Coal merchants, through an arrangement that the Federation of Coal Merchants has with the National Coal Board, are perfectly prepared to take up with the Board the question of the quality of coal it has supplied, and the Board is glad to receive properly authenticated and genuine instances of bad quality coal sent out from its pits, so that the Board can trace and verify any examples of carelessness or laxness in the preparation of the coal it sends out.

But if the householder is not satisfied we have, during the past few weeks, given him a still better opportunity, because there is only one real solution to this problem and that is to enable the consumer to change his merchant.

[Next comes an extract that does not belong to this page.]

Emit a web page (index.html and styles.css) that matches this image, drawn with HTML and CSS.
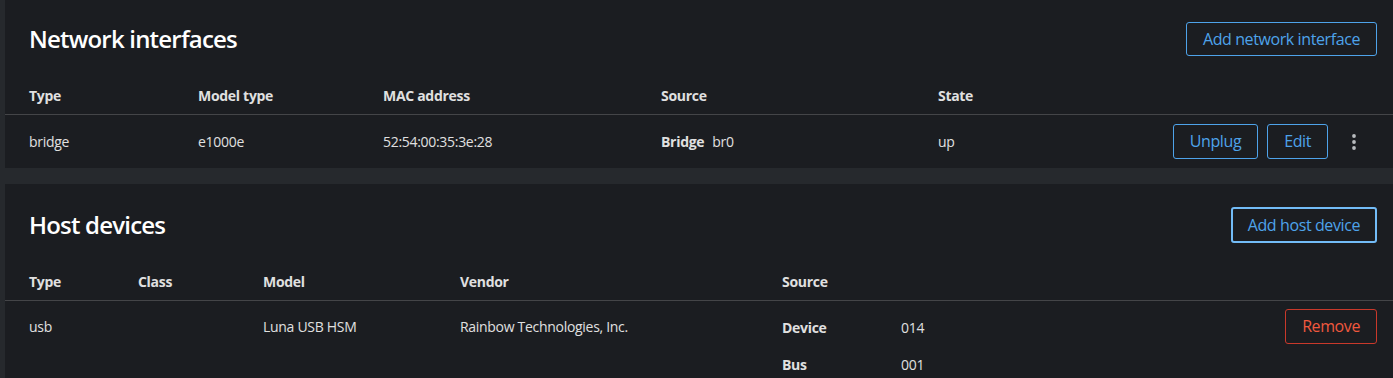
FILE: index.html
```html
<!DOCTYPE html>
<html lang="en">
<head>
  <meta charset="utf-8" />
  <title>VM devices</title>
  <link rel="stylesheet" href="styles.css">
</head>
<body>
  <div class="page">
    <section class="card">
      <header class="card-header">
        <h2 class="card-title">Network interfaces</h2>
        <button class="btn btn-secondary">Add network interface</button>
      </header>
      <table class="table">
        <colgroup>
          <col style="width:193px"><col style="width:185px"><col style="width:278px"><col style="width:277px"><col><col style="width:240px">
        </colgroup>
        <thead>
          <tr><th>Type</th><th>Model type</th><th>MAC address</th><th>Source</th><th>State</th><th></th></tr>
        </thead>
        <tbody>
          <tr class="mid">
            <td>bridge</td>
            <td>e1000e</td>
            <td>52:54:00:35:3e:28</td>
            <td><dl class="inline-dl"><dt>Bridge</dt><dd>br0</dd></dl></td>
            <td>up</td>
            <td class="actions net-actions">
              <div class="row-actions">
                <button class="btn btn-secondary">Unplug</button>
                <button class="btn btn-secondary">Edit</button>
                <button class="btn-kebab" aria-label="Actions">
                  <svg width="4" height="16" viewBox="0 0 4 16"><circle cx="2" cy="2" r="1.9"/><circle cx="2" cy="8" r="1.9"/><circle cx="2" cy="14" r="1.9"/></svg>
                </button>
              </div>
            </td>
          </tr>
        </tbody>
      </table>
    </section>

    <section class="card card-last">
      <header class="card-header">
        <h2 class="card-title">Host devices</h2>
        <button class="btn btn-secondary focused">Add host device</button>
      </header>
      <table class="table">
        <colgroup>
          <col style="width:133px"><col style="width:125px"><col style="width:197px"><col style="width:322px"><col><col style="width:160px">
        </colgroup>
        <thead>
          <tr><th>Type</th><th>Class</th><th>Model</th><th>Vendor</th><th>Source</th><th></th></tr>
        </thead>
        <tbody>
          <tr class="top">
            <td>usb</td>
            <td></td>
            <td>Luna USB HSM</td>
            <td>Rainbow Technologies, Inc.</td>
            <td>
              <dl class="source-dl">
                <dt>Device</dt><dd>014</dd>
                <dt>Bus</dt><dd>001</dd>
              </dl>
            </td>
            <td class="actions">
              <div class="row-actions">
                <button class="btn btn-danger">Remove</button>
              </div>
            </td>
          </tr>
        </tbody>
      </table>
    </section>
  </div>
</body>
</html>
```

FILE: styles.css
```css
:root{
  --page-bg:#26292d;
  --card-bg:#1b1d21;
  --text:#e0e0e0;
  --title:#ffffff;
  --border:#444548;
  --blue:#4ea3ea;
  --blue-focus:#73bcf7;
  --red:#f0583e;
  --red-border:#c9392b;
}

* { box-sizing: border-box; }

body{
  margin:0;
  background:var(--page-bg);
  color:var(--text);
  font-family:"Open Sans", "Noto Sans", sans-serif;
  font-size:14px;
  line-height:20px;
  letter-spacing:-0.3px;
}

.page{ display:flex; flex-direction:column; gap:16px; padding-left:5px; }

.card{ background:var(--card-bg); }
.card-last{ padding-bottom:3px; }

.card-header{
  display:flex; align-items:center; justify-content:space-between;
  padding:22px 16px 0 24px;
}
.card-last .card-header{ padding-top:24px; }
.card-last .card-header .btn{ margin:-1px 0; }

.card-title{
  margin:0; font-size:24px; font-weight:600; color:var(--title); letter-spacing:-0.8px;
}

.btn{
  font-family:inherit; font-size:16px; line-height:22px; letter-spacing:-0.4px;
  padding:5px 16px; border-radius:3px; background:transparent; cursor:pointer;
}
.btn-secondary{ color:var(--blue); border:1px solid var(--blue); }
.btn-secondary.focused{ border:2px solid var(--blue-focus); padding:5px 15px; }
.btn-danger{ color:var(--red); border:1px solid var(--red-border); }

.btn-kebab{
  width:36px; height:34px; padding:0; border:0; background:transparent;
  display:grid; place-items:center; cursor:pointer;
}
.btn-kebab svg{ fill:#b8bbbe; }

.table{ width:100%; border-collapse:collapse; table-layout:fixed; }
.table th, .table td{ padding:0; text-align:left; }
.table th:first-child, .table td:first-child{ padding-left:24px; }

.table th{ font-weight:700; padding-top:30px; padding-bottom:8px; border-bottom:1px solid var(--border); }

.table tr.mid td{ padding-top:9px; padding-bottom:9px; vertical-align:middle; }
.table tr.top td{ padding-top:16px; vertical-align:top; }
.table tr.top td.actions{ padding-top:8px; }

.table td.actions{ padding-right:16px; }
.table td.net-actions{ padding-right:21px; }
.row-actions{ display:flex; justify-content:flex-end; align-items:center; gap:9px; }
.row-actions .btn{ line-height:23px; }
.row-actions .btn-kebab{ margin-left:-1px; }

dl{ margin:0; }
dd{ margin:0; }
dt{ font-weight:700; }

.inline-dl{ display:flex; gap:8px; }
.source-dl{ display:grid; grid-template-columns:119px auto; row-gap:16px; line-height:21px; }
```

If he is not satisfied with what one merchant supplies, let him go to another and see if he can get better service. So this year we have made it possible for consumers freely to change merchants of their own volition during the three summer months starting from May. They can do so without having to show any cause why they wish to change their merchant. That is some step towards freedom. I quite agree with my hon. Friend that that is the ultimate desire, and we have taken certain steps in that direction already.

My hon. Friend referred to expenses and costs. We have amalgamated no fewer that 300 local fuel offices already, at a very considerable saving to the taxpayer. In addition, as the hon. Gentleman doubtless saw, my right hon. Friend stated, in answer to a Parliamentary question on Friday, that we have streamlined or eliminated the returns of fuel consumption and fuel stocks from no fewer that 28.000 industrialists, which represents a very considerable saving.

I am afraid that that exhausts all the time I have at my disposal to reply to my hon. Friend, but I hope that we may have a further opportunity of considering this subject, in regard to which he has no greater desire than I have to free the consumer from any sort of restriction.

The Question having been proposed after Ten o'Clock on Monday evening and the debate having continued for half an hour, Mr. SPEAKER adjourned the House without Question put, pursuant to the Standing Order.

Adjourned at Four Minutes to One o'Clock a.m.